Sunday to Wednesday of last week, I was at a conference in Newport. My colleague and I quickly learned that the best networking was done at the events outside of the conference, not actually attending the panels. With more than 900 people signed up to attend, there was rarely more than 100 people attending a panel.
So, on the Tuesday, I went for lunch with an old industry friend that I hadn’t seen in ages (we estimated that it’s been maybe 8 years!) And we went all out. It was a feast.
Then, to start, a dozen oysters. We had two of each of the oysters on the menu. My favourites were the (very different from each other) Walrus & Carpenter and the Cockenoe.
The calamari (very good, big pieces of squid with not too much fried-ness surrounding them)
The swordfish tacos… I’m not a huge fan of swordfish (I find it too dense, and typically, bland), but these were very good – the swordfish gave the dish some substance… and, well, the creamy dressing made them delicious.
And the tuna tartare. I am embarrassed to say that we ordered so much food, I didn’t even get a chance to try this.
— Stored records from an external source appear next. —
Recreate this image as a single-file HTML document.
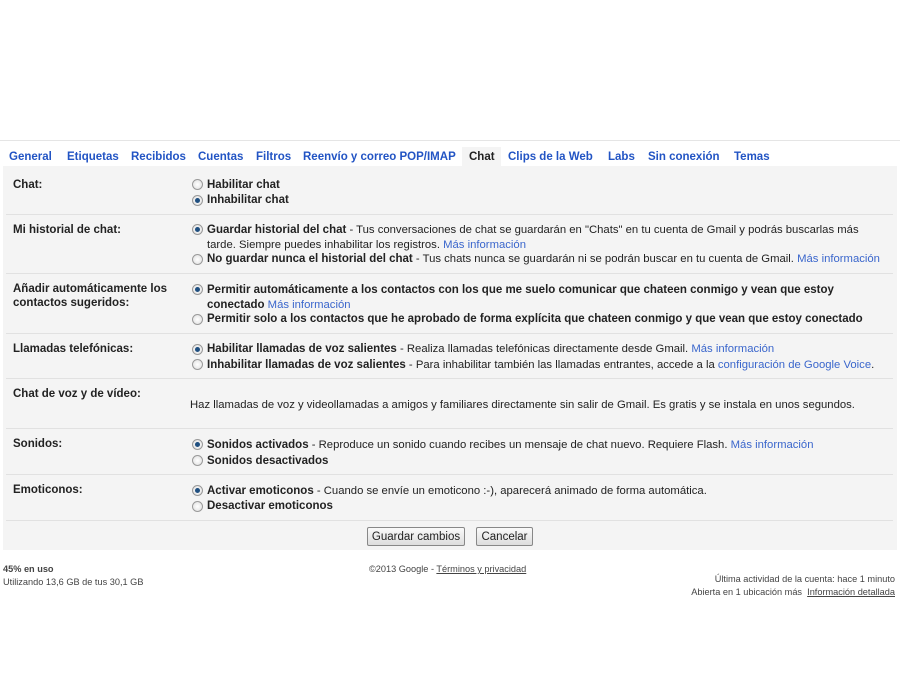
<!DOCTYPE html>
<html><head><meta charset="utf-8"><style>
body{margin:0;width:900px;height:700px;background:#fff;font-family:"Liberation Sans",Arial,sans-serif;font-size:11.3px;color:#222;position:relative;overflow:hidden}
.a{position:absolute;white-space:nowrap;margin-top:1px}
.tab{position:absolute;top:151px;font-weight:bold;color:#2254c4;font-size:11.5px}
.panel{position:absolute;left:3px;top:166px;width:894px;height:384px;background:#f4f4f4}
.sep{position:absolute;left:6px;width:887px;height:1px;background:#e1e1e1}
.lbl{position:absolute;left:13px;font-weight:bold;color:#222;line-height:14px;font-size:11.5px;margin-top:1px}
.r{position:absolute;left:192px;width:9px;height:9px;border:1px solid #999;border-radius:50%;background:radial-gradient(#fff,#ddd)}
.r.on::after{content:"";position:absolute;left:2px;top:2px;width:5px;height:5px;border-radius:50%;background:#1f4f80}
.t{position:absolute;left:207px;white-space:nowrap;line-height:15px;margin-top:1px}
b{color:#222;font-size:11.5px}
.l{color:#3a66cc}
.btn{position:absolute;top:527px;height:17px;border:1px solid #888;border-radius:2px;background:linear-gradient(#fafafa,#ddd);line-height:18px;text-align:center;color:#222;font-size:11.5px}
.f{font-size:9.2px;color:#444;position:absolute;white-space:nowrap}
</style></head><body>
<div style="position:absolute;left:0;top:140px;width:900px;height:1px;background:#e5e5e5"></div>
<div style="position:absolute;left:462px;top:147px;width:39px;height:19px;background:#f4f4f4"></div>
<span class="tab" style="left:9px">General</span>
<span class="tab" style="left:67px">Etiquetas</span>
<span class="tab" style="left:131px">Recibidos</span>
<span class="tab" style="left:198px">Cuentas</span>
<span class="tab" style="left:256px">Filtros</span>
<span class="tab" style="left:303px">Reenvío y correo POP/IMAP</span>
<span class="tab" style="left:469px;color:#222">Chat</span>
<span class="tab" style="left:508px">Clips de la Web</span>
<span class="tab" style="left:608px">Labs</span>
<span class="tab" style="left:648px">Sin conexión</span>
<span class="tab" style="left:734px">Temas</span>
<div class="panel"></div>
<div class="sep" style="top:214px"></div><div class="sep" style="top:273px"></div><div class="sep" style="top:333px"></div><div class="sep" style="top:378px"></div><div class="sep" style="top:428px"></div><div class="sep" style="top:474px"></div><div class="sep" style="top:520px"></div>

<div class="lbl" style="top:177px">Chat:</div>
<div class="r" style="top:179px"></div><div class="t" style="top:177px"><b>Habilitar chat</b></div>
<div class="r on" style="top:195px"></div><div class="t" style="top:192px"><b>Inhabilitar chat</b></div>

<div class="lbl" style="top:222px">Mi historial de chat:</div>
<div class="r on" style="top:224px"></div><div class="t" style="top:222px"><b>Guardar historial del chat</b> - Tus conversaciones de chat se guardarán en "Chats" en tu cuenta de Gmail y podrás buscarlas más<br>tarde. Siempre puedes inhabilitar los registros. <span class="l">Más información</span></div>
<div class="r" style="top:254px"></div><div class="t" style="top:251px"><b>No guardar nunca el historial del chat</b> - Tus chats nunca se guardarán ni se podrán buscar en tu cuenta de Gmail. <span class="l">Más información</span></div>

<div class="lbl" style="top:281px">Añadir automáticamente los<br>contactos sugeridos:</div>
<div class="r on" style="top:284px"></div><div class="t" style="top:282px"><b>Permitir automáticamente a los contactos con los que me suelo comunicar que chateen conmigo y vean que estoy<br>conectado</b> <span class="l">Más información</span></div>
<div class="r" style="top:314px"></div><div class="t" style="top:311px"><b>Permitir solo a los contactos que he aprobado de forma explícita que chateen conmigo y que vean que estoy conectado</b></div>

<div class="lbl" style="top:341px">Llamadas telefónicas:</div>
<div class="r on" style="top:344px"></div><div class="t" style="top:341px"><b>Habilitar llamadas de voz salientes</b> - Realiza llamadas telefónicas directamente desde Gmail. <span class="l">Más información</span></div>
<div class="r" style="top:359px"></div><div class="t" style="top:357px"><b>Inhabilitar llamadas de voz salientes</b> - Para inhabilitar también las llamadas entrantes, accede a la <span class="l">configuración de Google Voice</span>.</div>

<div class="lbl" style="top:386px">Chat de voz y de vídeo:</div>
<div class="a" style="left:190px;top:398px">Haz llamadas de voz y videollamadas a amigos y familiares directamente sin salir de Gmail. Es gratis y se instala en unos segundos.</div>

<div class="lbl" style="top:436px">Sonidos:</div>
<div class="r on" style="top:439px"></div><div class="t" style="top:437px"><b>Sonidos activados</b> - Reproduce un sonido cuando recibes un mensaje de chat nuevo. Requiere Flash. <span class="l">Más información</span></div>
<div class="r" style="top:455px"></div><div class="t" style="top:453px"><b>Sonidos desactivados</b></div>

<div class="lbl" style="top:482px">Emoticonos:</div>
<div class="r on" style="top:485px"></div><div class="t" style="top:483px"><b>Activar emoticonos</b> - Cuando se envíe un emoticono :-), aparecerá animado de forma automática.</div>
<div class="r" style="top:501px"></div><div class="t" style="top:498px"><b>Desactivar emoticonos</b></div>

<div class="btn" style="left:367px;width:96px">Guardar cambios</div>
<div class="btn" style="left:476px;width:55px">Cancelar</div>

<div class="f" style="left:3px;top:564px;font-weight:bold">45% en uso</div>
<div class="f" style="left:3px;top:577px">Utilizando 13,6 GB de tus 30,1 GB</div>
<div class="f" style="left:369px;top:564px">©2013 Google - <u>Términos y privacidad</u></div>
<div class="f" style="right:5px;top:574px">Última actividad de la cuenta: hace 1 minuto</div>
<div class="f" style="right:5px;top:587px">Abierta en 1 ubicación más &nbsp;<u>Información detallada</u></div>
</body></html>
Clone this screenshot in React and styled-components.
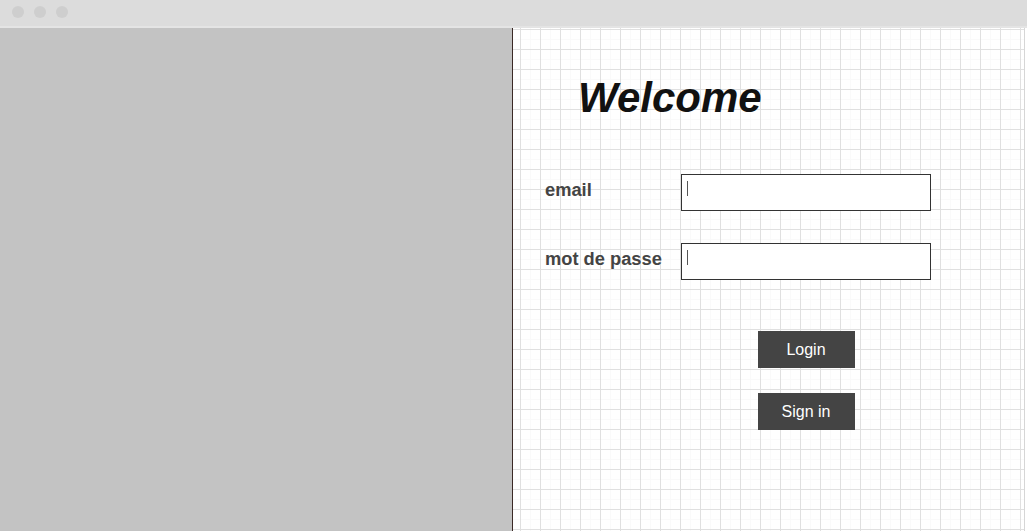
import styled, { createGlobalStyle } from 'styled-components';

const GlobalStyle = createGlobalStyle`
  html, body, #root {
    margin: 0;
    padding: 0;
    height: 100%;
  }
  body {
    font-family: "Liberation Sans", Arial, sans-serif;
    background: #ffffff;
  }
`;

const App = () => {
  return (
    <>
      <GlobalStyle />
      <Window>
        <TitleBar>
          <Dot />
          <Dot />
          <Dot />
        </TitleBar>
        <Body>
          <SidePanel />
          <FormPanel>
            <Title>Welcome</Title>
            <FormGrid>
              <Label>email</Label>
              <Field>
                <Caret />
              </Field>
              <Label>mot de passe</Label>
              <Field>
                <Caret />
              </Field>
            </FormGrid>
            <Actions>
              <ActionButton type="button">Login</ActionButton>
              <ActionButton type="button">Sign in</ActionButton>
            </Actions>
          </FormPanel>
        </Body>
      </Window>
    </>
  );
};

const Window = styled.div`
  display: flex;
  flex-direction: column;
  height: 100vh;
  width: 100%;
  overflow: hidden;
`;

const TitleBar = styled.div`
  display: flex;
  align-items: center;
  gap: 10px;
  height: 26px;
  padding-left: 12px;
  background-color: #dcdcdc;
  border-bottom: 2px solid #e4e4e4;
  flex-shrink: 0;
`;

const Dot = styled.span`
  width: 12px;
  height: 12px;
  border-radius: 50%;
  background-color: #cecece;
  margin-top: -2px;
`;

const Body = styled.div`
  display: flex;
  flex: 1;
  min-height: 0;
`;

const SidePanel = styled.div`
  width: 512px;
  flex-shrink: 0;
  background-color: #c3c3c3;
`;

const FormPanel = styled.div`
  width: 511px;
  flex-shrink: 0;
  display: flex;
  flex-direction: column;
  border-left: 1px solid #3b2a26;
  border-right: 1px solid #d6d6d6;
  background-color: #ffffff;
  background-image:
    linear-gradient(#e0e0e0 1px, transparent 1px),
    linear-gradient(90deg, #e0e0e0 1px, transparent 1px),
    linear-gradient(#fafafa 1px, transparent 1px),
    linear-gradient(90deg, #fafafa 1px, transparent 1px);
  background-size: 20px 20px, 20px 20px, 10px 10px, 10px 10px;
  background-position: 7px 1px, 7px 1px, 7px 1px, 7px 1px;
`;

const Title = styled.h1`
  margin: 46px 0 0 65px;
  font-size: 42px;
  line-height: 48px;
  font-style: italic;
  font-weight: 700;
  color: #111111;
`;

const FormGrid = styled.div`
  display: grid;
  grid-template-columns: 136px 250px;
  row-gap: 32px;
  margin: 52px 0 0 32px;
`;

const Label = styled.div`
  display: flex;
  align-items: center;
  padding-bottom: 5px;
  font-size: 18.3px;
  font-weight: 700;
  color: #444444;
`;

const Field = styled.div`
  display: flex;
  align-items: flex-start;
  box-sizing: border-box;
  height: 37px;
  padding: 6px 0 0 5px;
  border: 1px solid #333333;
  background-color: #ffffff;
`;

const Caret = styled.span`
  width: 1px;
  height: 15px;
  background-color: #555555;
`;

const Actions = styled.div`
  display: flex;
  flex-direction: column;
  align-items: center;
  gap: 25px;
  width: 250px;
  margin: 51px 0 0 168px;
`;

const ActionButton = styled.button`
  width: 97px;
  height: 37px;
  padding: 0;
  border: none;
  background-color: #444444;
  color: #ffffff;
  font-family: "Liberation Sans", Arial, sans-serif;
  font-size: 16px;
  cursor: pointer;
`;

export default App;
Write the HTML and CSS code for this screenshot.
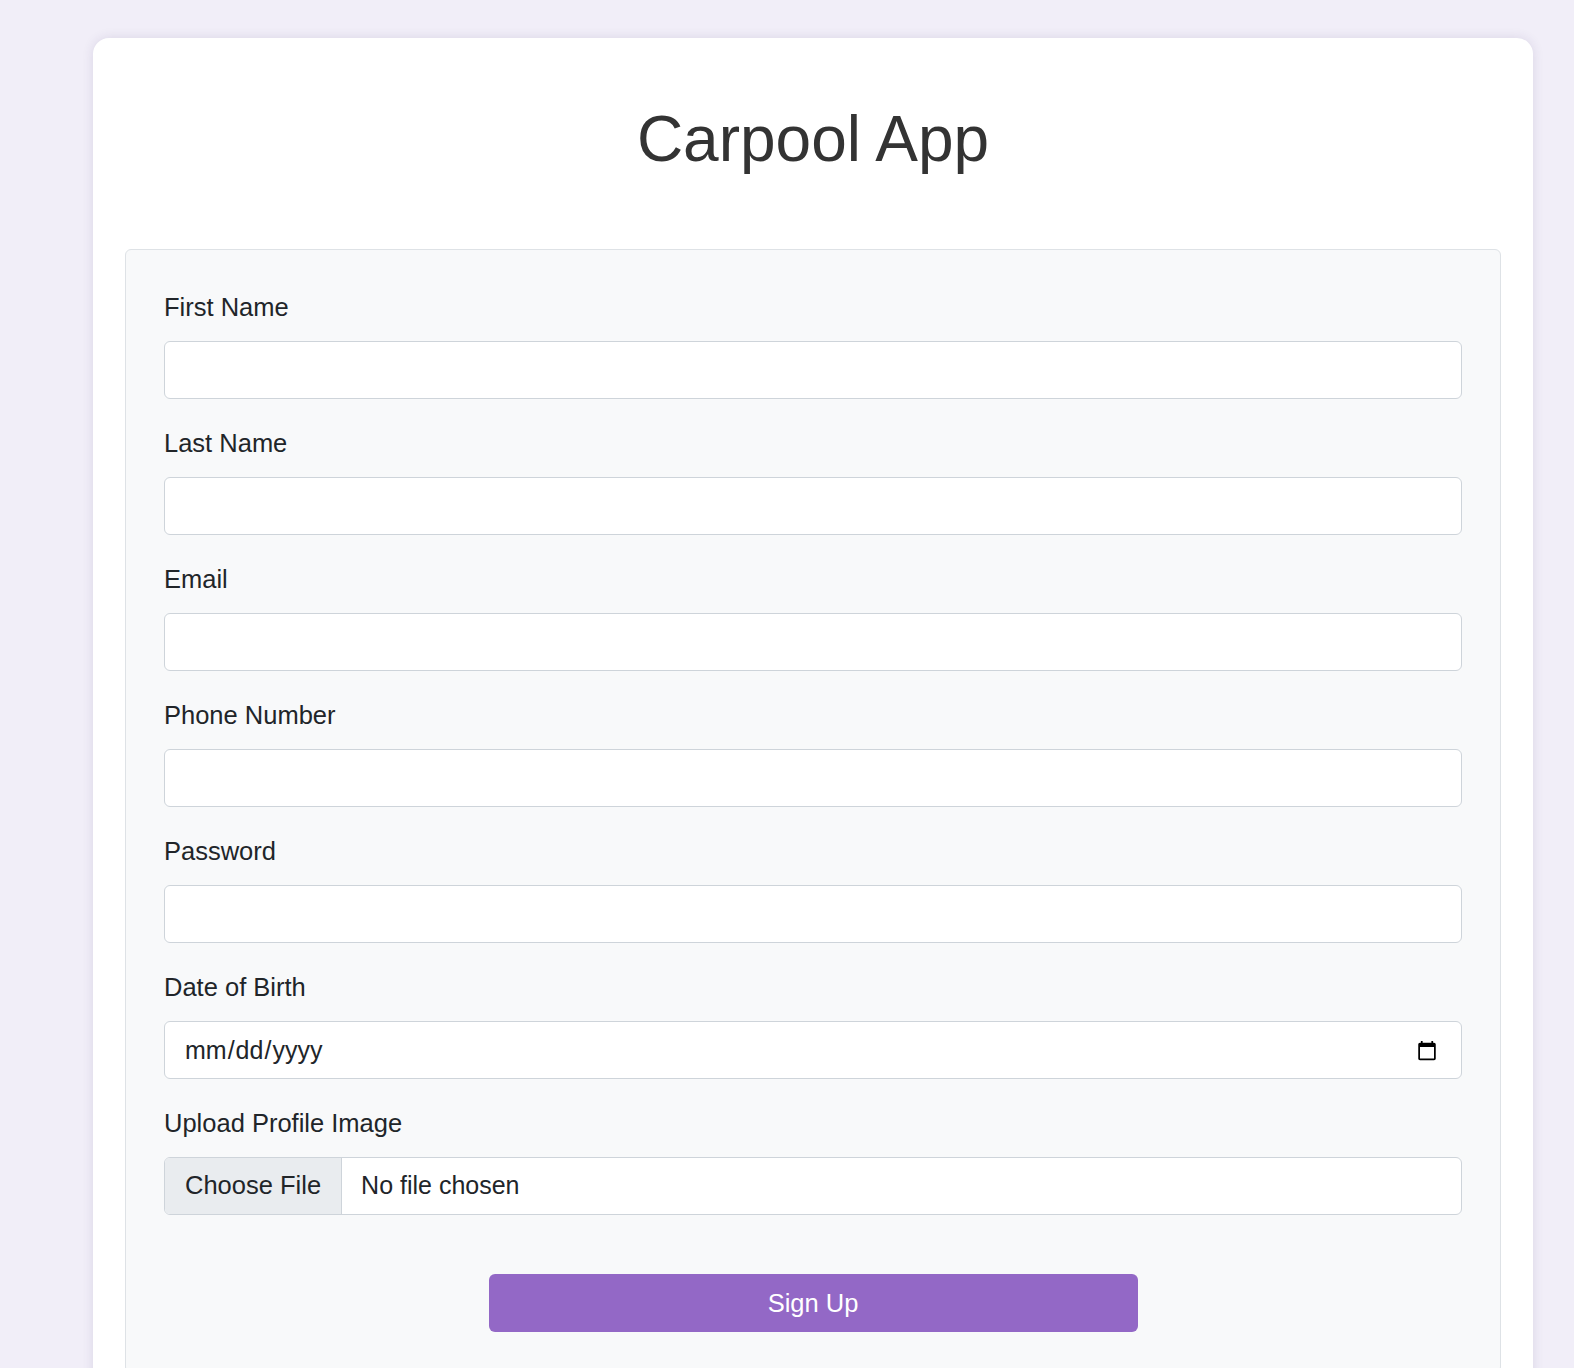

But it looked very good. Nick had a small bite and said that it was fine, but nothing particularly exciting.
As far as I was concerned, the main dish was the best part of the menu. Which is almost never the case… typically you have very tasting appetizers and a larger, more one-dimensional main course. But in this case, the dish had a lot of dimensions and different tastes.
For me in general, adding corn to a dish (especially roasted corn) is a win. This dish had several pan-fried scallops (large and juicy), served over some bits of grilled/charred corn, a corn pudding (maybe this is what put me over the edge, I could have eaten this all day), a lobster frisee (lettuce and lobster bits, what a great pairing, topped with a bacon vinaigrette), and a carrot puree.
I could go on and on about that dish. It was amazing. It made my day. It was a great catch-up with Nick after so long, so nice to sit out and have a long, leisurely lunch between events, and at such a great restaurant. Nick, thank you so much!
PS. This is a picture of Nick later on, at the Spouting Rock Country Club. They were serving bacon with melted brown sugar on top as a canape. Genius. Nick thought so too and decided this merited a picture. I can’t tell whether the waitress is laughing with us or at us.
A few other places to try while in Newport:
The Smokehouse (low-key BBQ joint with great cocktails)
The Clark Cooke House (upscale seafood and other continental)
41 North (upscale seafood and other continental)
Diegos’ (low-key bar and Mexican food)
Gas Lamp Grille (low-key with a huge menu (and damn good macaroni and cheese), with Tuesday night karaoke)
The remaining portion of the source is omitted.